It's official: Tableau CEO Adam Selipsky is returning to AWS to take over as CEO when Andy Jassy takes the top job at Amazon later this year.
This is a surprising outcome, as many observers expected an internal hire to be made to replace Jassy, with the likes of AWS sales and marketing chief Matt Garman or senior vice president Charlie Bell the front-runners.
Selipsky left AWS to take over as CEO of the analytics vendor Tableau in 2016, which he helped grow into a $1 billion revenue company before navigating a blockbuster $15 billion acquisition by Salesforce in 2019.
He will leave Salesforce to return to the cloud vendor in May 2021 to start his transition into the CEO role under fellow Harvard Business School grad Jassy, under whom he worked closely from 2005 to 2016 as COO at AWS.
"Adam brings strong judgment, customer obsession, team building, demand generation, and CEO experience to an already very strong AWS leadership team. And, having been in such a senior role at AWS for 11 years, he knows our culture and business well," Jassy wrote in an email to staff.
AWS is a $12 billion oil tanker within another oil tanker of Amazon, and as a Jassy acolyte, it’s safe to assume Selipsky won’t be looking to shift course too drastically in his new role.

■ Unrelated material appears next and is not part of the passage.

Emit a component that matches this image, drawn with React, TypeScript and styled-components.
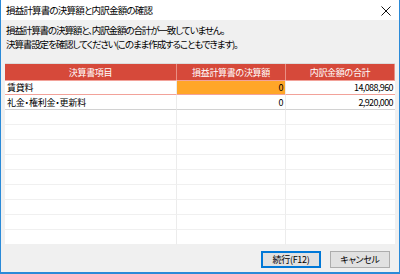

“Adam Selipsky knows AWS—and his new boss—well, having been there for years before leaving to take the CEO position at Tableau. Culturally, there’s a good fit to help AWS keep doing what it’s been doing,” said Forrester analyst Paul Miller.
“While he has had immense success in running Tableau and he will be super hungry for a new challenge following his induction into Salesforce, running AWS is a different kettle of fish entirely and he will be tested early given the enormous change on the horizon in the cloud computing space,” said CCS Insights analyst Nick McQuire.
However, there are some areas he could focus on, such as improving AWS penetration with the enterprise market amid fierce competition from Microsoft and Google Cloud, something he successfully executed on a far smaller scale at Tableau, which he grew from a much-loved data visualisation tool into a billion-dollar subscription enterprise analytics business.
“His experience at Tableau and especially Salesforce, gives him a fresh perspective on the business leaders that AWS is keen to cultivate. Recent experience running both a public company and a big cloud business unit within a larger parent is a plus, and will no doubt feed into any planning around whether or not AWS should separate from Amazon in some way,” Miller said.
There will also be more open source spats to come and a continued drive to improve the developer experience through more managed services, but a marketer through and through, Selipsky may see his biggest challenge as better aligning the AWS value proposition with those of top enterprise decision makers.
“It will be interesting to see AWS get more prescriptive with customers on technology decisions and focus on not only responding to customer needs as the primary focus of its product strategy, but also anticipating their demands as well in offering more forward-looking products to help customers with technology direction,” McQuire said. “These areas haven’t really been a priority but we are seeing its competitors double down in these areas with customers.”
Microsoft has already proved itself adroit at converting more traditional businesses to its Azure cloud platform thanks to its deep roots with those buyers, and Google Cloud is investing heavily to catch up, while Jassy himself has been courting top CEOs for the last few years via its Re:Invent conferences.
In Jassy’s own words from his memo to the staff, “It’s easy to forget that AWS is still in the very early stages of what’s possible. Less than five per cent of the global IT spend is in the cloud at this point. That’s going to substantially change in the coming years.
"We have a lot more to invent for customers, and we have a very strong leadership team and group of builders to go make it happen. Am excited for what lies ahead.”